Via The Plank, this from today's WaPo:

With three days to go before Super Tuesday, when roughly half the delegates in the Democratic presidential contest will be awarded, Obama is racing around the country, still trying to introduce himself to voters, speed-dating style.


On Tuesday, he touched down in his grandfather's home town, El Dorado, Kan., where many residents did not realize until recently -- if at all -- that Obama has Kansas roots. From there, it was on to big rallies in Kansas City, Mo.; Denver; and Phoenix, followed by Los Angeles, where he tried during an hour in East L.A. to make an impression on Hispanic voters who know little about him. On Friday: Albuquerque, Santa Fe and Boise.

Polling and election results so far suggest that the more time Obama has to present himself to voters, the better he fares. In each of the first four states where voting was sanctioned by the Democratic National Committee, Clinton maintained essentially level support in polls in the months leading up to the contests, while Obama saw a steady upward trajectory the more he campaigned. In Florida, by contrast, where the candidates did not campaign after the DNC punished the state for moving its primary to January, Clinton soundly defeated Obama, offering a rough gauge on how much the senator from Illinois relies on voter contact.

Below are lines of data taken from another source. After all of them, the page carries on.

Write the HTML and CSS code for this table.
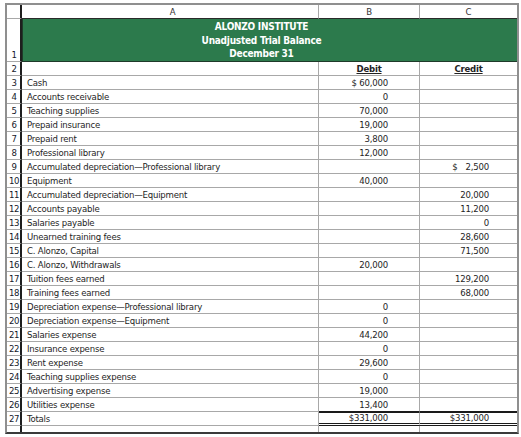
FILE: index.html
```html
<!DOCTYPE html>
<html>
<head>
<meta charset="utf-8">
<link rel="stylesheet" href="styles.css">
</head>
<body>
<div class="sheet">
  <div class="cell n hd"></div>
  <div class="cell a hd col">A</div>
  <div class="cell b hd col">B</div>
  <div class="cell c hd col">C</div>

  <div class="cell n title-n">1</div>
  <div class="cell title">
    <div>ALONZO INSTITUTE</div>
    <div>Unadjusted Trial Balance</div>
    <div>December 31</div>
  </div>

  <div class="cell n">2</div>
  <div class="cell a"></div>
  <div class="cell b colhead"><u>Debit</u></div>
  <div class="cell c colhead"><u>Credit</u></div>

  <div class="cell n">3</div><div class="cell a">Cash</div><div class="cell b num">$ 60,000</div><div class="cell c num"></div>
  <div class="cell n">4</div><div class="cell a">Accounts receivable</div><div class="cell b num">0</div><div class="cell c num"></div>
  <div class="cell n">5</div><div class="cell a">Teaching supplies</div><div class="cell b num">70,000</div><div class="cell c num"></div>
  <div class="cell n">6</div><div class="cell a">Prepaid insurance</div><div class="cell b num">19,000</div><div class="cell c num"></div>
  <div class="cell n">7</div><div class="cell a">Prepaid rent</div><div class="cell b num">3,800</div><div class="cell c num"></div>
  <div class="cell n">8</div><div class="cell a">Professional library</div><div class="cell b num">12,000</div><div class="cell c num"></div>
  <div class="cell n">9</div><div class="cell a">Accumulated depreciation—Professional library</div><div class="cell b num"></div><div class="cell c num"><span class="cur">$</span>2,500</div>
  <div class="cell n">10</div><div class="cell a">Equipment</div><div class="cell b num">40,000</div><div class="cell c num"></div>
  <div class="cell n">11</div><div class="cell a">Accumulated depreciation—Equipment</div><div class="cell b num"></div><div class="cell c num">20,000</div>
  <div class="cell n">12</div><div class="cell a">Accounts payable</div><div class="cell b num"></div><div class="cell c num">11,200</div>
  <div class="cell n">13</div><div class="cell a">Salaries payable</div><div class="cell b num"></div><div class="cell c num">0</div>
  <div class="cell n">14</div><div class="cell a">Unearned training fees</div><div class="cell b num"></div><div class="cell c num">28,600</div>
  <div class="cell n">15</div><div class="cell a">C. Alonzo, Capital</div><div class="cell b num"></div><div class="cell c num">71,500</div>
  <div class="cell n">16</div><div class="cell a">C. Alonzo, Withdrawals</div><div class="cell b num">20,000</div><div class="cell c num"></div>
  <div class="cell n">17</div><div class="cell a">Tuition fees earned</div><div class="cell b num"></div><div class="cell c num">129,200</div>
  <div class="cell n">18</div><div class="cell a">Training fees earned</div><div class="cell b num"></div><div class="cell c num">68,000</div>
  <div class="cell n">19</div><div class="cell a">Depreciation expense—Professional library</div><div class="cell b num">0</div><div class="cell c num"></div>
  <div class="cell n">20</div><div class="cell a">Depreciation expense—Equipment</div><div class="cell b num">0</div><div class="cell c num"></div>
  <div class="cell n">21</div><div class="cell a">Salaries expense</div><div class="cell b num">44,200</div><div class="cell c num"></div>
  <div class="cell n">22</div><div class="cell a">Insurance expense</div><div class="cell b num">0</div><div class="cell c num"></div>
  <div class="cell n">23</div><div class="cell a">Rent expense</div><div class="cell b num">29,600</div><div class="cell c num"></div>
  <div class="cell n">24</div><div class="cell a">Teaching supplies expense</div><div class="cell b num">0</div><div class="cell c num"></div>
  <div class="cell n">25</div><div class="cell a">Advertising expense</div><div class="cell b num">19,000</div><div class="cell c num"></div>
  <div class="cell n">26</div><div class="cell a">Utilities expense</div><div class="cell b num pre-total">13,400</div><div class="cell c num pre-total"></div>
  <div class="cell n">27</div><div class="cell a">Totals</div><div class="cell b num total">$331,000</div><div class="cell c num total">$331,000</div>

  <div class="cell n end"></div><div class="cell a end"></div><div class="cell b end"></div><div class="cell c end"></div>
</div>
</body>
</html>
```

FILE: styles.css
```css
html, body {
  margin: 0;
  padding: 0;
  background: #ffffff;
}

body {
  font-family: "DejaVu Sans Condensed", "Roboto", sans-serif;
  font-size: 9.5px;
  letter-spacing: -0.2px;
  color: #1e1e1e;
}

.sheet {
  margin: 3px 0 0 5px;
  width: 514px;
  box-sizing: border-box;
  border: 2px solid #8f8f8f;
  border-bottom-color: #3a3a3a;
  display: grid;
  grid-template-columns: 15px 297px 101px 97px;
  grid-template-rows: 14px 43px repeat(26, 14px) 6px;
}

.cell {
  box-sizing: border-box;
  border-bottom: 1px solid #a8a8a8;
  border-right: 1px solid #a8a8a8;
  line-height: 14px;
  white-space: nowrap;
  overflow: hidden;
}

.c {
  border-right: none;
}

.n {
  border-right: 2px solid #1e1e1e;
  text-align: center;
  color: #15192a;
  padding-left: 1px;
  letter-spacing: -0.4px;
}

.a {
  padding-left: 5px;
}

.col {
  text-align: center;
  color: #333;
  line-height: 13px;
}

.hd.a, .hd.b, .hd.c {
  border-bottom-color: #2a2a2a;
}

.title-n {
  display: flex;
  align-items: flex-end;
  justify-content: center;
  line-height: 12px;
}

.title {
  grid-column: 2 / 5;
  background: #2c7a4c;
  color: #ffffff;
  font-weight: bold;
  font-size: 10px;
  letter-spacing: -0.25px;
  text-align: center;
  border: 1px solid #1f3a2a;
  border-top: none;
  border-right: none;
  padding: 1px 17px 0 0;
  line-height: 13.5px;
}

.colhead {
  text-align: center;
  font-weight: bold;
  color: #222;
}

.colhead u {
  text-underline-offset: 1px;
}

.num {
  text-align: right;
}

.b.num {
  padding-right: 31px;
}

.c.num {
  padding-right: 28px;
}

.cur {
  margin-right: 8px;
}

.pre-total {
  border-bottom-color: #1a1a1a;
}

.total {
  border-top: 1px solid #1a1a1a;
  border-bottom: 3px double #1a1a1a;
  line-height: 10px;
  overflow: visible;
}

.end {
  border-bottom: none;
}
```
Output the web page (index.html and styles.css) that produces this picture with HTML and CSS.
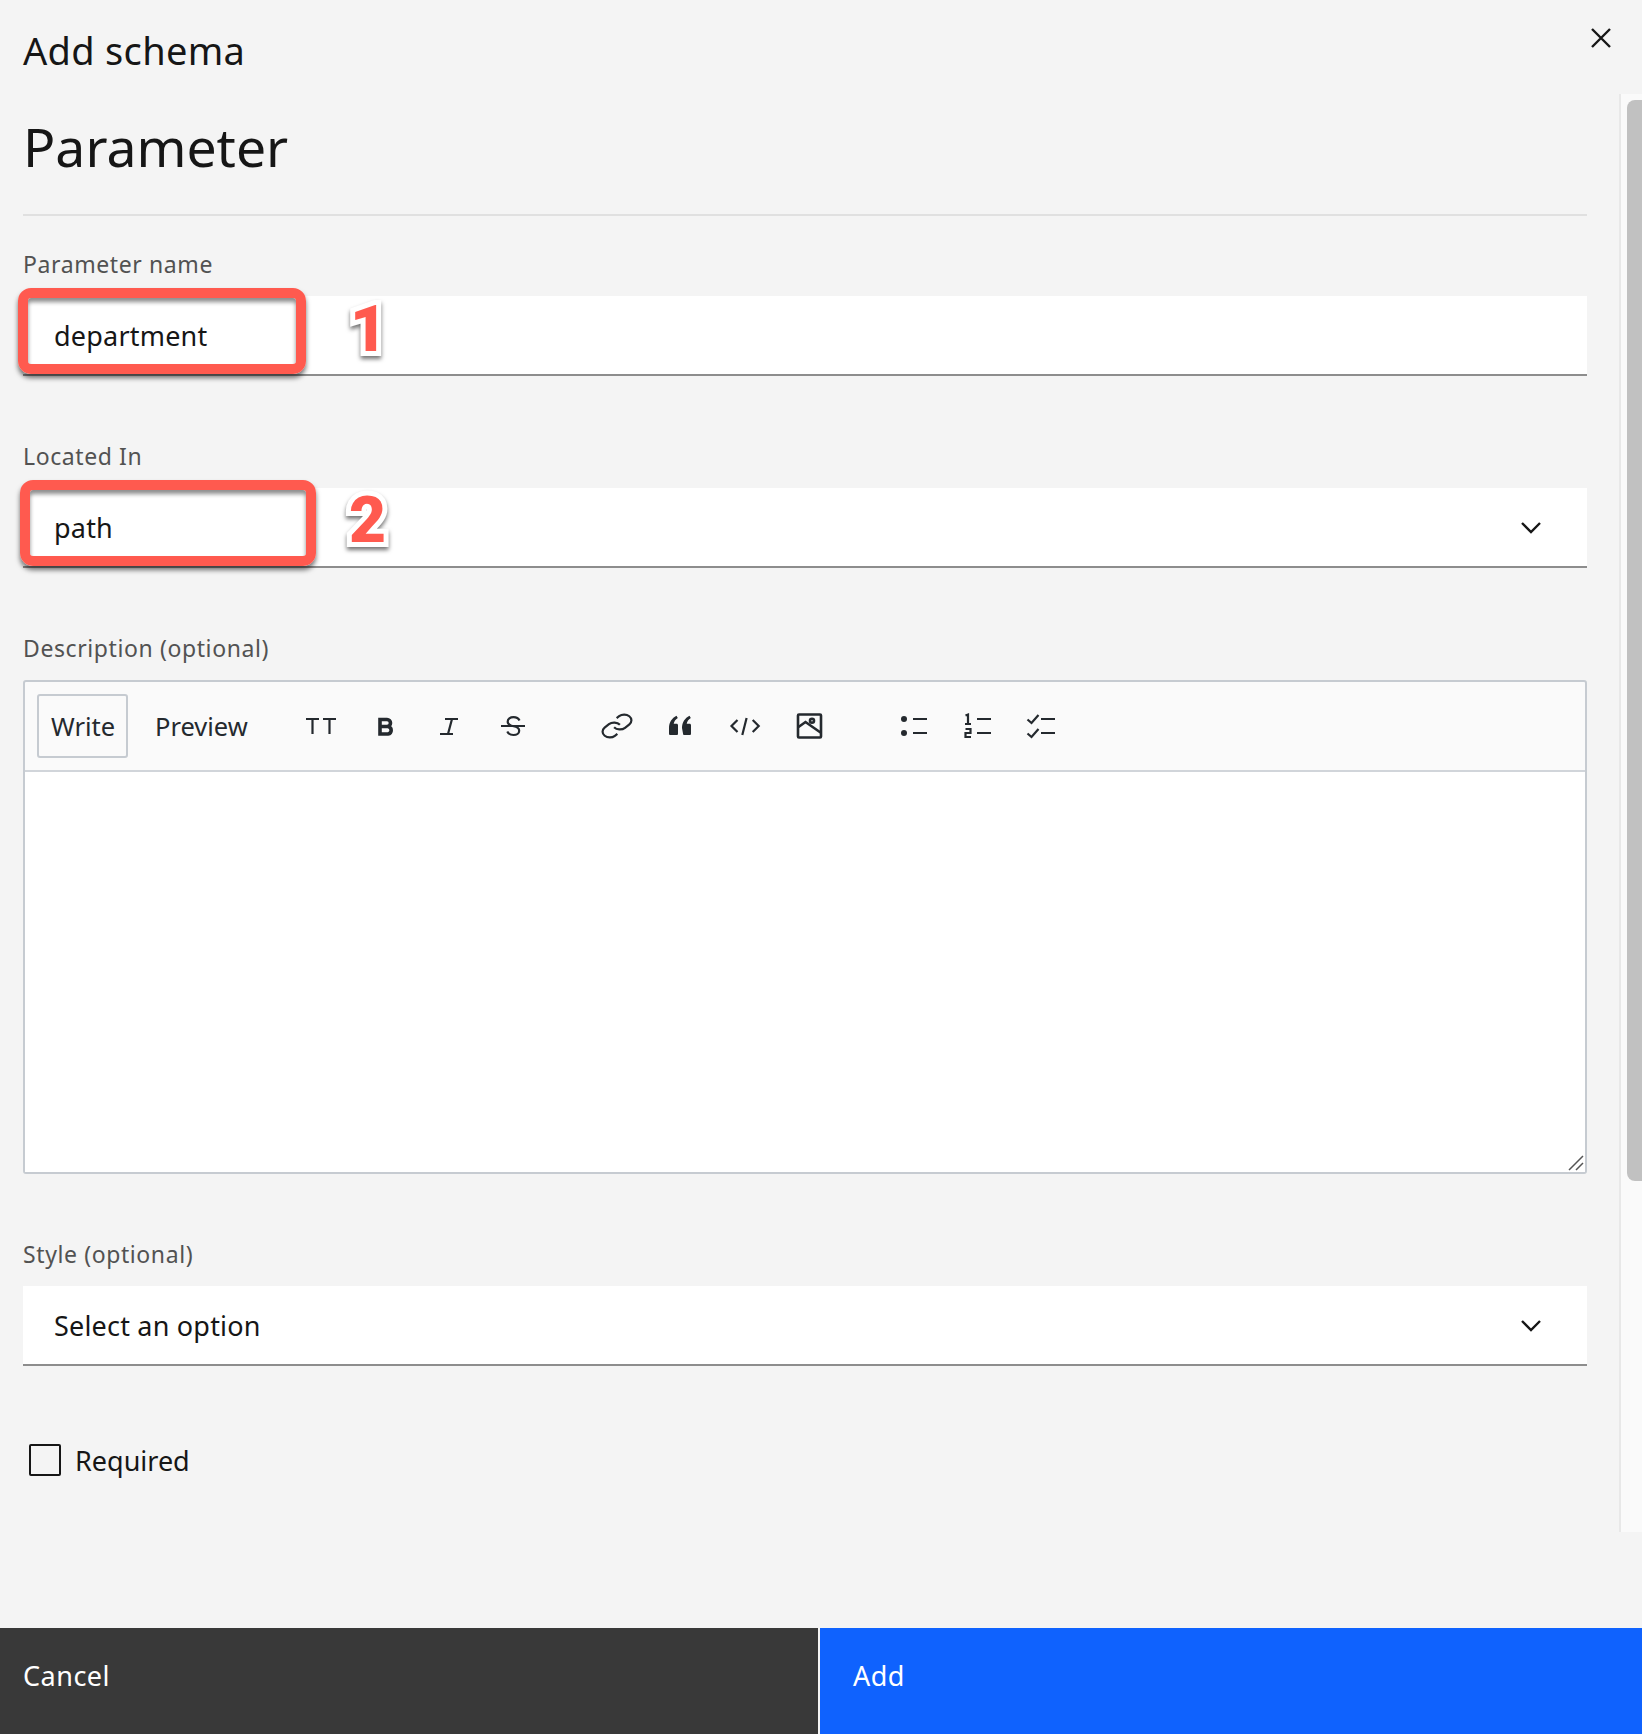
FILE: index.html
```html
<!doctype html>
<html lang="en">
  <head>
    <meta charset="utf-8">
    <title>Add schema</title>
    <link rel="stylesheet" href="styles.css">
  </head>

  <body>
    <div class="modal">
      <header class="modal-header">
        <h3 class="modal-label">Add schema</h3>
        <button class="close-btn" aria-label="Close">
          <svg width="20" height="20" viewBox="0 0 20 20"><path d="M1 1l18 18M19 1L1 19" /></svg>
        </button>
      </header>

      <div class="modal-body">
        <div class="content">
          <h2 class="section-title">Parameter</h2>

          <form class="form">
            <div class="group">
              <label class="label">Parameter name</label>
              <div class="field">department</div>
            </div>

            <div class="group">
              <label class="label">Located In</label>
              <div class="field">path
                <svg class="chevron" width="22" height="14" viewBox="0 0 22 14"><path d="M2 2l9 9 9-9" /></svg>
              </div>
            </div>

            <div class="group">
              <label class="label">Description (optional)</label>
              <div class="editor">
                <div class="toolbar">
                  <button type="button" class="tab tab-active">Write</button>
                  <button type="button" class="tab">Preview</button>

                  <div class="tools tools-first">
                    <svg class="tool" viewBox="0 0 32 32"><path d="M1 9h13M7.500 9v15M18 9h13M24.500 9v15" /></svg>
                    <svg class="tool tool-bold" viewBox="0 0 32 32"><path d="M11 9.500h7a3.500 3.500 0 0 1 0 7h-7zM11 16.500h8a3.800 3.800 0 0 1 0 7.500h-8z" /></svg>
                    <svg class="tool" viewBox="0 0 32 32"><path d="M12 9h13M7 24h13M19 9l-4 15" /></svg>
                    <svg class="tool" viewBox="0 0 32 32"><path d="M4 16h24M22.500 10.500c-1-2.200-3.200-3.300-6-3.300-3.300 0-5.800 1.800-5.800 4.500 0 3 2.800 3.900 6 4.600 3.100.7 5.500 1.700 5.500 4.400 0 2.700-2.500 4.300-5.700 4.300-2.900 0-5.200-1.200-6.200-3.500" /></svg>
                  </div>

                  <div class="tools">
                    <svg class="tool" viewBox="0 0 32 32"><g transform="translate(16 16) scale(1.45 1.15) translate(-12 -12)"><path class="thin" d="M10 13a5 5 0 0 0 7.540.540l3-3a5 5 0 0 0-7.070-7.070l-1.720 1.710" /><path class="thin" d="M14 11a5 5 0 0 0-7.540-.540l-3 3a5 5 0 0 0 7.070 7.070l1.710-1.710" /></g></svg>
                    <svg class="tool tool-fill" viewBox="0 0 32 32"><path d="M4 18c0-5.500 3-10 7.500-12.200l1.300 2.200c-2.300 1.500-3.800 3.500-4.100 5.800h2.800c1 0 1.500.6 1.500 1.500v8.200c0 1-.5 1.500-1.500 1.500H5.500c-1 0-1.500-.5-1.500-1.500zM17 18c0-5.500 3-10 7.500-12.200l1.300 2.200c-2.300 1.500-3.800 3.500-4.100 5.800h2.800c1 0 1.500.6 1.500 1.500v8.200c0 1-.5 1.500-1.500 1.500h-5c-1 0-1.500-.5-1.500-1.500z" /></svg>
                    <svg class="tool" viewBox="0 0 32 32"><path d="M8.500 10l-6 6 6 6M17.600 8l-4.300 17M23.700 10l6 6-6 6" /></svg>
                    <svg class="tool tool-image" viewBox="0 0 32 32"><rect x="5" y="4.500" width="23" height="23" rx="1" /><circle cx="19" cy="10.700" r="2" /><path d="M5.500 17l7-5 15 10.500" /></svg>
                  </div>

                  <div class="tools">
                    <svg class="tool" viewBox="0 0 32 32"><circle class="dot" cx="7" cy="9" r="3" /><circle class="dot" cx="7" cy="23" r="3" /><path d="M16 9h14M16 23h14" /></svg>
                    <svg class="tool" viewBox="0 0 32 32"><path d="M4.500 5.500l2.500-1V14M4 14h6M4.500 19h5v4h-5v4h5.500M16 9h14M16 23h14" /></svg>
                    <svg class="tool" viewBox="0 0 32 32"><path d="M2.500 9.500l4 3.500 7-8M2.500 23.500l4 3.500 7-8M16 9h14M16 23h14" /></svg>
                  </div>
                </div>
                <div class="editor-text">
                  <svg class="grip" width="16" height="16" viewBox="0 0 16 16"><path d="M1 15L15 1M8 15l7-7" /></svg>
                </div>
              </div>
            </div>

            <div class="group">
              <label class="label">Style (optional)</label>
              <div class="field">Select an option
                <svg class="chevron" width="22" height="14" viewBox="0 0 22 14"><path d="M2 2l9 9 9-9" /></svg>
              </div>
            </div>

            <div class="check-row">
              <span class="checkbox"></span>
              <span>Required</span>
            </div>
          </form>
        </div>

        <div class="scroll-track"><div class="scroll-thumb"></div></div>
      </div>

      <footer class="modal-footer">
        <button class="btn btn-cancel">Cancel</button>
        <button class="btn btn-add">Add</button>
      </footer>
    </div>

    <!-- red callouts on top of the screenshot -->
    <div class="callout callout-1"></div>
    <div class="callout callout-2"></div>
    <span class="step step-1">1</span>
    <span class="step step-2">2</span>
  </body>
</html>
```

FILE: styles.css
```css
* {
    box-sizing: border-box;
}

body {
    margin: 0;
    height: 1734px;
    overflow: hidden;
    background: #f4f4f4;
    color: #161616;
    font-family: "Noto Sans", sans-serif;
    position: relative;
}

button {
    font-family: inherit;
    border: 0;
    background: none;
    padding: 0;
}

.modal {
    display: flex;
    flex-direction: column;
    height: 1734px;
}

.modal-header {
    height: 94px;
    display: flex;
    justify-content: space-between;
    padding: 27px 31px 0 23px;
}

.close-btn {
    width: 20px;
    height: 20px;
    margin-top: 1px;
}

.modal-label {
    margin: 0;
    font-size: 38px;
    line-height: 46px;
    font-weight: 400;
    letter-spacing: .3px;
}

.close-btn svg {
    display: block;
    fill: none;
    stroke: #161616;
    stroke-width: 2.4;
}

.modal-body {
    display: flex;
    height: 1438px;
}

.content {
    flex: 1;
    padding: 0 32px 0 23px;
}

.section-title {
    margin: 0;
    padding: 17px 0 31px;
    font-size: 53.500px;
    line-height: 72px;
    font-weight: 400;
    border-bottom: 2px solid #e0e0e0;
}

.form {
    display: flex;
    flex-direction: column;
    gap: 66px;
    padding-top: 34px;
}

.label {
    display: block;
    height: 30px;
    margin-bottom: 16px;
    font-size: 23px;
    line-height: 28px;
    letter-spacing: .6px;
    color: #525252;
}

.field {
    height: 80px;
    padding-left: 31px;
    display: flex;
    align-items: center;
    justify-content: space-between;
    background: #fff;
    border-bottom: 2px solid #8d8d8d;
    font-size: 27px;
    letter-spacing: .2px;
}

.chevron {
    margin-right: 45px;
    margin-top: 2px;
    fill: none;
    stroke: #161616;
    stroke-width: 2.4;
}

.editor {
    height: 494px;
    display: flex;
    flex-direction: column;
    border: 2px solid #c6cbd1;
    border-radius: 3px;
    background: #fafafa;
}

.toolbar {
    height: 90px;
    display: flex;
    align-items: center;
    padding-left: 12px;
    border-bottom: 2px solid #d1d5da;
    color: #24292e;
}

.tab {
    height: 64px;
    padding: 0 13px;
    font-size: 25.500px;
    color: #24292e;
    border: 2px solid transparent;
    border-radius: 3px;
}

.tab-active {
    width: 91px;
    padding: 0 11px 0 12px;
    margin-right: 12px;
    border-color: #c6cbd1;
    text-align: left;
}

.tools {
    display: flex;
    gap: 32px;
    margin-left: 72px;
}

.tools-first {
    margin-left: 42px;
}

.tool {
    width: 32px;
    height: 32px;
    fill: none;
    stroke: #24292e;
    stroke-width: 2.2;
}

.tool-bold {
    stroke-width: 3.6;
}

.tool-fill {
    fill: #24292e;
    stroke: none;
}

.tool-image {
    stroke-width: 2.600;
}

.tool .dot {
    fill: #24292e;
    stroke: none;
}

.tool .thin {
    vector-effect: non-scaling-stroke;
}

.editor-text {
    flex: 1;
    position: relative;
    background: #fff;
}

.grip {
    position: absolute;
    right: 1px;
    bottom: 1px;
    fill: none;
    stroke: #555;
    stroke-width: 1.5;
}

.check-row {
    display: flex;
    align-items: center;
    gap: 14px;
    height: 32px;
    margin-top: 12px;
    margin-left: 6px;
    font-size: 27px;
}

.checkbox {
    width: 32px;
    height: 32px;
    border: 2px solid #161616;
    border-radius: 2px;
}

.scroll-track {
    width: 23px;
    padding: 6px 0 0 6px;
    background: #fafafa;
    border-left: 2px solid #e8e8e8;
}

.scroll-thumb {
    width: 15px;
    height: 1081px;
    background: #c1c1c1;
    border-radius: 8px 0 0 8px;
}

.modal-footer {
    height: 106px;
    margin-top: auto;
    display: flex;
    gap: 2px;
}

.btn {
    text-align: left;
    font-size: 27px;
    letter-spacing: .5px;
    color: #fff;
    padding-bottom: 11px;
}

.btn-cancel {
    width: 818px;
    padding-left: 23px;
    background: #393939;
}

.btn-add {
    flex: 1;
    padding-left: 33px;
    background: #0f62fe;
}

.callout {
    position: absolute;
    border: 10px solid #ff5a4f;
    border-radius: 13px;
    box-shadow: 0 4px 5px rgba(0, 0, 0, .55), inset 0 4px 4px rgba(0, 0, 0, .45);
}

.callout-1 {
    left: 18px;
    top: 288px;
    width: 288px;
    height: 86px;
}

.callout-2 {
    left: 20px;
    top: 480px;
    width: 296px;
    height: 86px;
}

.step {
    position: absolute;
    font-family: Roboto, sans-serif;
    font-weight: 900;
    font-size: 64px;
    line-height: 64px;
    color: #ff5a4f;
    -webkit-text-stroke: 10px #fff;
    paint-order: stroke fill;
    filter: drop-shadow(0 3px 2px rgba(0, 0, 0, .55));
}

.step-1 {
    left: 350px;
    top: 298px;
}

.step-2 {
    left: 349px;
    top: 489px;
}
```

The lack of time concerns Obama's rank-and-file supporters in the Feb. 5 states, who see him packing arenas this week -- 15,000-plus in Denver, 13,000 in Phoenix -- yet know that most of those turning out are the converted and that countless more undecided voters will not see Obama make his case in person.

"It worries me. Everyone in Arizona ought to see what we saw today," said Tim Nelson, a lawyer for the state government, after bringing his 9-year-old daughter to see the candidate in Phoenix.

If a few extra weeks would help Obama, the opposite is true for Clinton, whose advisers would be happy with just a few extra days, they said in interviews Friday.

The Clinton camp just essentially admitted that Obama is the better candidate, and as a result, that he is the most electable candidate come the general election. The more voters see Obama, the more they like him. Apparently even Clinton's own advisors are willing to admit that the opposite is true for her.

Accidental truth telling is a bitch, innit?